My hubby’s favorite cookie anytime of year is peanut butter. As a non-peanut butter eater I used to make them for him regularly just because I love him so much & he loves these cookies! However, when his doctor put him on the FodMap diet he thought he would have to give up his peanut butter cookie habit. Initially, I was having a hard enough time just trying to learn how to cook regular meals for him without trying to learn how to make gluten-free cookies.
Well today Daniel & I decided to make a special treat for Daddy and see if we couldn’t adjust his favorite peanut butter cookie recipe to something he could now eat. While I was playing around with adjusting flours I decided to play up a few flavors that he really loves by adding molasses and almond extract. The results were really quite beautiful! Hope Daddy thinks they taste good when he gets home!
Gluten-Free/FodMap Friendly Peanut Butter Cookies
2 sticks butter room temp
1 cup sugar
1 cup brown sugar
2 large eggs
2 teaspoons vanilla extract
2 teaspoons almond extract
2 Tablespoons molasses
2 teaspoons baking soda
½ teaspoon salt
1 cup all natural peanut butter
3 cups all-purpose gluten-free flour
- Preheat oven to 350
- Line your cookie sheet with parchment paper
- Cream ingredients together in the order listed, just stirring the flour until well combined
- Scoop onto your cookie sheet by the tablespoon full
- Bake for 7-10 minutes
- Allow to cool slightly before moving to cookie rack to finish or devouring.

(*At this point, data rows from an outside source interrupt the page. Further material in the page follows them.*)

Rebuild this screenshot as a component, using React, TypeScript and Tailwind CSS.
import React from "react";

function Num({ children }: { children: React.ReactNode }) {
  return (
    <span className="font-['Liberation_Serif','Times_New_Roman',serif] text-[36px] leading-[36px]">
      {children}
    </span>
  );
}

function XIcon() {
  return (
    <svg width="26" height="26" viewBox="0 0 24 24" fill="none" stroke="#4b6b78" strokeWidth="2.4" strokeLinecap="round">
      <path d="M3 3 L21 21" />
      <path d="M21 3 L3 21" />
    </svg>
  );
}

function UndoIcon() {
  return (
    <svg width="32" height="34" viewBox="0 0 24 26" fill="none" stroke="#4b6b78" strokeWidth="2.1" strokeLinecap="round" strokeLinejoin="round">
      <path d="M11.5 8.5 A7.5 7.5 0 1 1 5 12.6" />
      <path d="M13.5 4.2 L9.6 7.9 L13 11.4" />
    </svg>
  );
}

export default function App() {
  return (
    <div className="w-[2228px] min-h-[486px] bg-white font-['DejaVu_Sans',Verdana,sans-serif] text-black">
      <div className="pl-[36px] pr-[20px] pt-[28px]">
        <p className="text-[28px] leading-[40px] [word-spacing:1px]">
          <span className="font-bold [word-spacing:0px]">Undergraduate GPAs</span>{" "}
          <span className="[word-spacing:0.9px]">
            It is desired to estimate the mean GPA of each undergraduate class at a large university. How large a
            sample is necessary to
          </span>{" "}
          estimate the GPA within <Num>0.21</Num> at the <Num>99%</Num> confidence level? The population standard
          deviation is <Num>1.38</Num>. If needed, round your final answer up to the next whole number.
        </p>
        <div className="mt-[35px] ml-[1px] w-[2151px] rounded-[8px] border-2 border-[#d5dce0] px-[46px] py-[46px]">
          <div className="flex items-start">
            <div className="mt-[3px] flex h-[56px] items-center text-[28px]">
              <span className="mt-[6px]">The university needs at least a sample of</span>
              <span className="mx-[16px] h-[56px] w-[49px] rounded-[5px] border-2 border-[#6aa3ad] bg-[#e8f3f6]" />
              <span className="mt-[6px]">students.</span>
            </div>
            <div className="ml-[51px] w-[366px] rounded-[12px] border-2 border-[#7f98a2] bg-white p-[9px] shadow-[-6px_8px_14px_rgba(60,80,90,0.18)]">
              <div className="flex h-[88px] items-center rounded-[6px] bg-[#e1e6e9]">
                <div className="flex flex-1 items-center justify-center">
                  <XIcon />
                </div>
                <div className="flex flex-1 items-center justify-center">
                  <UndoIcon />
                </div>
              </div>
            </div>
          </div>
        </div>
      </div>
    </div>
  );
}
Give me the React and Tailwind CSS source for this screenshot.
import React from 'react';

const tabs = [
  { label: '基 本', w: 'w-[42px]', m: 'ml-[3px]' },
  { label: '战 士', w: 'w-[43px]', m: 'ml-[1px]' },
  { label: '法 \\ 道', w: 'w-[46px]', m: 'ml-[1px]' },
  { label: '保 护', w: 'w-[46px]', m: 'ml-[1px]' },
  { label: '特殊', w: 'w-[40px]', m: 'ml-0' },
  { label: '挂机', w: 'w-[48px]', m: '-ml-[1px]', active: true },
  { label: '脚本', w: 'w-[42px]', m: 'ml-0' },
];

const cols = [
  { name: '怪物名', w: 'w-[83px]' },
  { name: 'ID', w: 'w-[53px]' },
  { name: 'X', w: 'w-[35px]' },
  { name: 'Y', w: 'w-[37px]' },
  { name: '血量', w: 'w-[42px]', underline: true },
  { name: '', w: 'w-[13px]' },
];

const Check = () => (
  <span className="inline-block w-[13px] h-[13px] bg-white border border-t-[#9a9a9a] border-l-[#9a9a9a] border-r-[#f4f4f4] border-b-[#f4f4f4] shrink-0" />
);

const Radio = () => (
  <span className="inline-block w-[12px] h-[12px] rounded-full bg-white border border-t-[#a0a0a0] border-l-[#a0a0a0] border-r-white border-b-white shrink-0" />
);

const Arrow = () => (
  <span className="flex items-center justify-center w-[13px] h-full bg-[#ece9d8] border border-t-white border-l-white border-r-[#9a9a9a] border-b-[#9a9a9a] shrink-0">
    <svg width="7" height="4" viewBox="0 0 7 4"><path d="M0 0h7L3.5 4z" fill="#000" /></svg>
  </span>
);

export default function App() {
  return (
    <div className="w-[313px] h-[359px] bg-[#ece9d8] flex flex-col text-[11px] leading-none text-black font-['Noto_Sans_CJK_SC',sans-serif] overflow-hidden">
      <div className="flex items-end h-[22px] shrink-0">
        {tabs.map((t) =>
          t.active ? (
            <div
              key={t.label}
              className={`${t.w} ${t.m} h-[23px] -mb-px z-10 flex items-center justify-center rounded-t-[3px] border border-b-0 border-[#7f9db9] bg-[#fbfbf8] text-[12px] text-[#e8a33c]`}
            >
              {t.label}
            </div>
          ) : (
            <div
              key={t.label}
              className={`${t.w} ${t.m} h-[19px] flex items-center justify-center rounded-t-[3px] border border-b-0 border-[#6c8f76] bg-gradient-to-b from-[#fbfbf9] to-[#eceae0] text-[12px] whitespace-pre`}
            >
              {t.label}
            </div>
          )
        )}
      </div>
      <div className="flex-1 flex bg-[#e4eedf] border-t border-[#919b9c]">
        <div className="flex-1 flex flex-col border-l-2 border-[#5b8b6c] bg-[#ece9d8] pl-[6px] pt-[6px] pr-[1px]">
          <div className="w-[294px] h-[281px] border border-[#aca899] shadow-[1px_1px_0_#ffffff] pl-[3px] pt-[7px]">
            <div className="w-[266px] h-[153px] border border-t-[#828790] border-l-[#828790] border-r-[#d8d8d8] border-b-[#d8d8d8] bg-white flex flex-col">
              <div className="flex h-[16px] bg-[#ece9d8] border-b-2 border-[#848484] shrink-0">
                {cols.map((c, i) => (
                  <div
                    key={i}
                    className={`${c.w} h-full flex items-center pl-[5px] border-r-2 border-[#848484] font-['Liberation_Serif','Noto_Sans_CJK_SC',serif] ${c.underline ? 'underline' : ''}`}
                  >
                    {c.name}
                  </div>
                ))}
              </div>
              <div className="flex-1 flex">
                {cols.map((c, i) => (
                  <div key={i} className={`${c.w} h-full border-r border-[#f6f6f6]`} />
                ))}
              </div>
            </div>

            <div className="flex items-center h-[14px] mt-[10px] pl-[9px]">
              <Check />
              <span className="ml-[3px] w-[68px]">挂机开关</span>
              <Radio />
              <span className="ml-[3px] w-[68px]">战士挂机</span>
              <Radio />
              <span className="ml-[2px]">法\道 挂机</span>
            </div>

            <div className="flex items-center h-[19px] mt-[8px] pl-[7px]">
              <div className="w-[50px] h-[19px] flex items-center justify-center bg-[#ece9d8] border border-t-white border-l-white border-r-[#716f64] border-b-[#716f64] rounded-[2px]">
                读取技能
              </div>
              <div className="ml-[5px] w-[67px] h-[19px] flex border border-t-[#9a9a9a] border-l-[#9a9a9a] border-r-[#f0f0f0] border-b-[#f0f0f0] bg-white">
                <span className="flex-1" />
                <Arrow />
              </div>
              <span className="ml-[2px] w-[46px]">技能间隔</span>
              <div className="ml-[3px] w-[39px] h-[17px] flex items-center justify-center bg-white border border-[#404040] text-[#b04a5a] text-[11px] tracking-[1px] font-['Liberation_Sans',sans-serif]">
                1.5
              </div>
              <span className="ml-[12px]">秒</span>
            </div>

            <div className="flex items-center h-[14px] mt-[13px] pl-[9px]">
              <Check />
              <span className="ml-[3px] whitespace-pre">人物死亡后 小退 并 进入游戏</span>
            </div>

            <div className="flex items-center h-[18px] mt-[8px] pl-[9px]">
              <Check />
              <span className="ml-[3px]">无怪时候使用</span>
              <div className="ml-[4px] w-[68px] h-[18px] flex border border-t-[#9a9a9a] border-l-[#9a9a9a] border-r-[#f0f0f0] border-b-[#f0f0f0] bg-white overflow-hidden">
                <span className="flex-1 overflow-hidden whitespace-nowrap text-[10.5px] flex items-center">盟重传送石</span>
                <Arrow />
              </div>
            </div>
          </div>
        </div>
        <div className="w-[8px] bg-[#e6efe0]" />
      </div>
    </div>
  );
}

You can pre-scoop this batter onto a cookie sheet and freeze. When frozen solid transfer to a freezer Ziploc. To bake take as many cookies out as you would like and bake as directed. Depending on the “hardness” you prefer your cookies yu can add 1-2 minutes to the bake time. I have found that 10 minutes for frozen cookies is perfect, we like them slightly softer and chewier not hard. Quick, easy, gluten-free homemade cookies anytime! You can be a hero to your hubby, kids, friends and neighbors!